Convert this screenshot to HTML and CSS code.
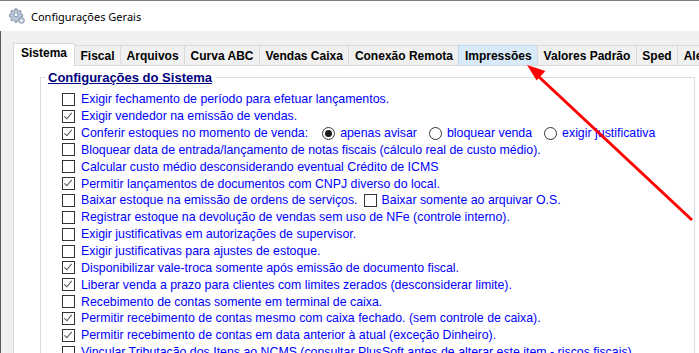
FILE: index.html
```html
<!DOCTYPE html>
<html lang="pt-BR">
<head>
    <meta charset="UTF-8">
    <title>Configurações Gerais</title>
    <link rel="stylesheet" href="styles.css">
</head>
<body>
<div class="window">
    <div class="titlebar">
        <svg class="app-icon" width="16" height="16" viewBox="0 0 16 16">
            <g fill="#b9c6d8" stroke="#6f7f96" stroke-width="0.8">
                <path d="M6 0.8h2l0.3 1.6 1.3 0.6 1.4-0.9 1.4 1.4-0.9 1.4 0.6 1.3 1.6 0.3v2l-1.6 0.3-0.6 1.3 0.9 1.4-1.4 1.4-1.4-0.9-1.3 0.6-0.3 1.6h-2l-0.3-1.6-1.3-0.6-1.4 0.9-1.4-1.4 0.9-1.4-0.6-1.3-1.6-0.3v-2l1.6-0.3 0.6-1.3-0.9-1.4 1.4-1.4 1.4 0.9 1.3-0.6z"/>
            </g>
            <circle cx="7" cy="6.8" r="2" fill="#fff" stroke="#6f7f96" stroke-width="0.8"/>
            <circle cx="12.5" cy="12.5" r="2.8" fill="#c9d4e3" stroke="#6f7f96" stroke-width="0.8"/>
            <circle cx="12.5" cy="12.5" r="1" fill="#fff"/>
        </svg>
        <span class="title">Configurações Gerais</span>
    </div>

    <div class="main">
        <div class="tabs">
            <div class="tab active">Sistema</div>
            <div class="tab">Fiscal</div>
            <div class="tab">Arquivos</div>
            <div class="tab">Curva ABC</div>
            <div class="tab">Vendas Caixa</div>
            <div class="tab">Conexão Remota</div>
            <div class="tab hover">Impressões</div>
            <div class="tab">Valores Padrão</div>
            <div class="tab">Sped</div>
            <div class="tab">Alertas</div>
        </div>

        <div class="panel">
            <fieldset class="group">
                <legend>Configurações do Sistema</legend>

                <div class="row"><span class="chk"></span>Exigir fechamento de período para efetuar lançamentos.</div>
                <div class="row"><span class="chk on"></span>Exigir vendedor na emissão de vendas.</div>
                <div class="row">
                    <span class="chk on"></span>Conferir estoques no momento de venda:
                    <span class="radio on first"></span>apenas avisar
                    <span class="radio"></span>bloquear venda
                    <span class="radio"></span>exigir justificativa
                </div>
                <div class="row"><span class="chk"></span>Bloquear data de entrada/lançamento de notas fiscais (cálculo real de custo médio).</div>
                <div class="row"><span class="chk"></span>Calcular custo médio desconsiderando eventual Crédito de ICMS</div>
                <div class="row"><span class="chk on"></span>Permitir lançamentos de documentos com CNPJ diverso do local.</div>
                <div class="row">
                    <span class="chk"></span>Baixar estoque na emissão de ordens de serviços.
                    <span class="chk inline"></span>Baixar somente ao arquivar O.S.
                </div>
                <div class="row"><span class="chk"></span>Registrar estoque na devolução de vendas sem uso de NFe (controle interno).</div>
                <div class="row"><span class="chk"></span>Exigir justificativas em autorizações de supervisor.</div>
                <div class="row"><span class="chk"></span>Exigir justificativas para ajustes de estoque.</div>
                <div class="row"><span class="chk on"></span>Disponibilizar vale-troca somente após emissão de documento fiscal.</div>
                <div class="row"><span class="chk on"></span>Liberar venda a prazo para clientes com limites zerados (desconsiderar limite).</div>
                <div class="row"><span class="chk"></span>Recebimento de contas somente em terminal de caixa.</div>
                <div class="row"><span class="chk on"></span>Permitir recebimento de contas mesmo com caixa fechado. (sem controle de caixa).</div>
                <div class="row"><span class="chk on"></span>Permitir recebimento de contas em data anterior à atual (exceção Dinheiro).</div>
                <div class="row"><span class="chk"></span>Vincular Tributação dos Itens ao NCMS (consultar PlusSoft antes de alterar este item - riscos fiscais).</div>
            </fieldset>
        </div>
    </div>

    <!-- seta de destaque -->
    <svg class="arrow" width="699" height="353" viewBox="0 0 699 353">
        <line x1="692" y1="219" x2="538" y2="75" stroke="#ff0000" stroke-width="3"/>
        <polygon points="527,64 545.4,70.1 536.6,79.5" fill="#ff0000"/>
    </svg>
</div>
</body>
</html>
```

FILE: styles.css
```css
body {
    margin: 0;
    width: 699px;
    height: 353px;
    overflow: hidden;
    background-color: #f0f0f0;
    font-family: "Liberation Sans", Arial, sans-serif;
}
.window {
    position: relative;
    width: 699px;
    height: 353px;
    overflow: hidden;
    border-top: 1px solid #7a7a7a;
    box-sizing: border-box;
}
.titlebar {
    height: 30px;
    background-color: white;
    display: flex;
    align-items: center;
    padding-left: 9px;
}
.app-icon {
    margin-right: 6px;
    margin-top: -1px;
}
.title {
    font-family: "Segoe UI", "Noto Sans", sans-serif;
    font-size: 11px;
    color: #000;
}
.main {
    border-left: 1px solid #5a5a5a;
    height: 322px;
    padding-top: 12px;
    box-sizing: border-box;
}
.tabs {
    display: flex;
    align-items: flex-end;
    margin-left: 12px;
    height: 22px;
    position: relative;
    z-index: 1;
}
.tab {
    height: 20px;
    line-height: 19px;
    padding: 1px 5.5px 0 5.5px;
    box-sizing: border-box;
    border: 1px solid #d9d9d9;
    border-bottom: none;
    margin-left: -1px;
    background-color: #f0f0f0;
    font-size: 12px;
    font-weight: bold;
    color: #000;
    white-space: nowrap;
}
.tab.active {
    height: 23px;
    margin-left: 0;
    margin-bottom: -1px;
    padding: 0 7px 3px 7px;
    background-color: white;
    position: relative;
    z-index: 2;
}
.tab.hover {
    background-color: #d8eaf9;
    border-color: #c0dcf3;
}
.panel {
    margin-left: 12px;
    width: 720px;
    height: 300px;
    background-color: white;
    border: 1px solid #d9d9d9;
    padding: 4px 0 0 26px;
    box-sizing: border-box;
}
.group {
    width: 655px;
    margin: 0;
    padding: 6px 0 0 21px;
    border: 1px solid #dcdcdc;
    border-bottom: none;
    box-sizing: border-box;
    height: 320px;
}
.group legend {
    margin-left: -17px;
    padding: 0 3px;
    font-size: 13px;
    line-height: 15px;
    font-weight: bold;
    color: #000080;
    text-decoration: underline;
}
.row {
    display: flex;
    align-items: center;
    height: 16.85px;
    font-size: 12.35px;
    color: #0000ff;
    white-space: nowrap;
}
.chk {
    width: 13px;
    height: 13px;
    box-sizing: border-box;
    border: 1px solid #333;
    background-color: white;
    margin-right: 6px;
    flex-shrink: 0;
    position: relative;
}
.chk.on::after {
    content: "";
    position: absolute;
    left: 3px;
    top: 0px;
    width: 3px;
    height: 7px;
    border-right: 1.5px solid #555;
    border-bottom: 1.5px solid #555;
    transform: rotate(40deg);
}
.chk.inline {
    margin-left: 6px;
    margin-right: 5px;
}
.radio {
    width: 13px;
    height: 13px;
    box-sizing: border-box;
    border: 1px solid #333;
    border-radius: 50%;
    background-color: white;
    margin-left: 12px;
    margin-right: 5px;
    flex-shrink: 0;
    display: flex;
    align-items: center;
    justify-content: center;
}
.radio.first {
    margin-left: 14px;
}
.radio.on::after {
    content: "";
    width: 7px;
    height: 7px;
    border-radius: 50%;
    background-color: #1a1a1a;
}
.arrow {
    position: absolute;
    left: 0;
    top: 0;
    pointer-events: none;
    z-index: 5;
}
```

────────────────────

TASK TO CARRY OUT:
Your task is to reproduce all of the material exactly. The pictures stay out.

TASK RESPONSE:
Convert this screenshot to HTML and CSS code.
FILE: index.html
```html
<!DOCTYPE html>
<html lang="pt-BR">
<head>
    <meta charset="UTF-8">
    <title>Configurações Gerais</title>
    <link rel="stylesheet" href="styles.css">
</head>
<body>
<div class="window">
    <div class="titlebar">
        <svg class="app-icon" width="16" height="16" viewBox="0 0 16 16">
            <g fill="#b9c6d8" stroke="#6f7f96" stroke-width="0.8">
                <path d="M6 0.8h2l0.3 1.6 1.3 0.6 1.4-0.9 1.4 1.4-0.9 1.4 0.6 1.3 1.6 0.3v2l-1.6 0.3-0.6 1.3 0.9 1.4-1.4 1.4-1.4-0.9-1.3 0.6-0.3 1.6h-2l-0.3-1.6-1.3-0.6-1.4 0.9-1.4-1.4 0.9-1.4-0.6-1.3-1.6-0.3v-2l1.6-0.3 0.6-1.3-0.9-1.4 1.4-1.4 1.4 0.9 1.3-0.6z"/>
            </g>
            <circle cx="7" cy="6.8" r="2" fill="#fff" stroke="#6f7f96" stroke-width="0.8"/>
            <circle cx="12.5" cy="12.5" r="2.8" fill="#c9d4e3" stroke="#6f7f96" stroke-width="0.8"/>
            <circle cx="12.5" cy="12.5" r="1" fill="#fff"/>
        </svg>
        <span class="title">Configurações Gerais</span>
    </div>

    <div class="main">
        <div class="tabs">
            <div class="tab active">Sistema</div>
            <div class="tab">Fiscal</div>
            <div class="tab">Arquivos</div>
            <div class="tab">Curva ABC</div>
            <div class="tab">Vendas Caixa</div>
            <div class="tab">Conexão Remota</div>
            <div class="tab hover">Impressões</div>
            <div class="tab">Valores Padrão</div>
            <div class="tab">Sped</div>
            <div class="tab">Alertas</div>
        </div>

        <div class="panel">
            <fieldset class="group">
                <legend>Configurações do Sistema</legend>

                <div class="row"><span class="chk"></span>Exigir fechamento de período para efetuar lançamentos.</div>
                <div class="row"><span class="chk on"></span>Exigir vendedor na emissão de vendas.</div>
                <div class="row">
                    <span class="chk on"></span>Conferir estoques no momento de venda:
                    <span class="radio on first"></span>apenas avisar
                    <span class="radio"></span>bloquear venda
                    <span class="radio"></span>exigir justificativa
                </div>
                <div class="row"><span class="chk"></span>Bloquear data de entrada/lançamento de notas fiscais (cálculo real de custo médio).</div>
                <div class="row"><span class="chk"></span>Calcular custo médio desconsiderando eventual Crédito de ICMS</div>
                <div class="row"><span class="chk on"></span>Permitir lançamentos de documentos com CNPJ diverso do local.</div>
                <div class="row">
                    <span class="chk"></span>Baixar estoque na emissão de ordens de serviços.
                    <span class="chk inline"></span>Baixar somente ao arquivar O.S.
                </div>
                <div class="row"><span class="chk"></span>Registrar estoque na devolução de vendas sem uso de NFe (controle interno).</div>
                <div class="row"><span class="chk"></span>Exigir justificativas em autorizações de supervisor.</div>
                <div class="row"><span class="chk"></span>Exigir justificativas para ajustes de estoque.</div>
                <div class="row"><span class="chk on"></span>Disponibilizar vale-troca somente após emissão de documento fiscal.</div>
                <div class="row"><span class="chk on"></span>Liberar venda a prazo para clientes com limites zerados (desconsiderar limite).</div>
                <div class="row"><span class="chk"></span>Recebimento de contas somente em terminal de caixa.</div>
                <div class="row"><span class="chk on"></span>Permitir recebimento de contas mesmo com caixa fechado. (sem controle de caixa).</div>
                <div class="row"><span class="chk on"></span>Permitir recebimento de contas em data anterior à atual (exceção Dinheiro).</div>
                <div class="row"><span class="chk"></span>Vincular Tributação dos Itens ao NCMS (consultar PlusSoft antes de alterar este item - riscos fiscais).</div>
            </fieldset>
        </div>
    </div>

    <!-- seta de destaque -->
    <svg class="arrow" width="699" height="353" viewBox="0 0 699 353">
        <line x1="692" y1="219" x2="538" y2="75" stroke="#ff0000" stroke-width="3"/>
        <polygon points="527,64 545.4,70.1 536.6,79.5" fill="#ff0000"/>
    </svg>
</div>
</body>
</html>
```

FILE: styles.css
```css
body {
    margin: 0;
    width: 699px;
    height: 353px;
    overflow: hidden;
    background-color: #f0f0f0;
    font-family: "Liberation Sans", Arial, sans-serif;
}
.window {
    position: relative;
    width: 699px;
    height: 353px;
    overflow: hidden;
    border-top: 1px solid #7a7a7a;
    box-sizing: border-box;
}
.titlebar {
    height: 30px;
    background-color: white;
    display: flex;
    align-items: center;
    padding-left: 9px;
}
.app-icon {
    margin-right: 6px;
    margin-top: -1px;
}
.title {
    font-family: "Segoe UI", "Noto Sans", sans-serif;
    font-size: 11px;
    color: #000;
}
.main {
    border-left: 1px solid #5a5a5a;
    height: 322px;
    padding-top: 12px;
    box-sizing: border-box;
}
.tabs {
    display: flex;
    align-items: flex-end;
    margin-left: 12px;
    height: 22px;
    position: relative;
    z-index: 1;
}
.tab {
    height: 20px;
    line-height: 19px;
    padding: 1px 5.5px 0 5.5px;
    box-sizing: border-box;
    border: 1px solid #d9d9d9;
    border-bottom: none;
    margin-left: -1px;
    background-color: #f0f0f0;
    font-size: 12px;
    font-weight: bold;
    color: #000;
    white-space: nowrap;
}
.tab.active {
    height: 23px;
    margin-left: 0;
    margin-bottom: -1px;
    padding: 0 7px 3px 7px;
    background-color: white;
    position: relative;
    z-index: 2;
}
.tab.hover {
    background-color: #d8eaf9;
    border-color: #c0dcf3;
}
.panel {
    margin-left: 12px;
    width: 720px;
    height: 300px;
    background-color: white;
    border: 1px solid #d9d9d9;
    padding: 4px 0 0 26px;
    box-sizing: border-box;
}
.group {
    width: 655px;
    margin: 0;
    padding: 6px 0 0 21px;
    border: 1px solid #dcdcdc;
    border-bottom: none;
    box-sizing: border-box;
    height: 320px;
}
.group legend {
    margin-left: -17px;
    padding: 0 3px;
    font-size: 13px;
    line-height: 15px;
    font-weight: bold;
    color: #000080;
    text-decoration: underline;
}
.row {
    display: flex;
    align-items: center;
    height: 16.85px;
    font-size: 12.35px;
    color: #0000ff;
    white-space: nowrap;
}
.chk {
    width: 13px;
    height: 13px;
    box-sizing: border-box;
    border: 1px solid #333;
    background-color: white;
    margin-right: 6px;
    flex-shrink: 0;
    position: relative;
}
.chk.on::after {
    content: "";
    position: absolute;
    left: 3px;
    top: 0px;
    width: 3px;
    height: 7px;
    border-right: 1.5px solid #555;
    border-bottom: 1.5px solid #555;
    transform: rotate(40deg);
}
.chk.inline {
    margin-left: 6px;
    margin-right: 5px;
}
.radio {
    width: 13px;
    height: 13px;
    box-sizing: border-box;
    border: 1px solid #333;
    border-radius: 50%;
    background-color: white;
    margin-left: 12px;
    margin-right: 5px;
    flex-shrink: 0;
    display: flex;
    align-items: center;
    justify-content: center;
}
.radio.first {
    margin-left: 14px;
}
.radio.on::after {
    content: "";
    width: 7px;
    height: 7px;
    border-radius: 50%;
    background-color: #1a1a1a;
}
.arrow {
    position: absolute;
    left: 0;
    top: 0;
    pointer-events: none;
    z-index: 5;
}
```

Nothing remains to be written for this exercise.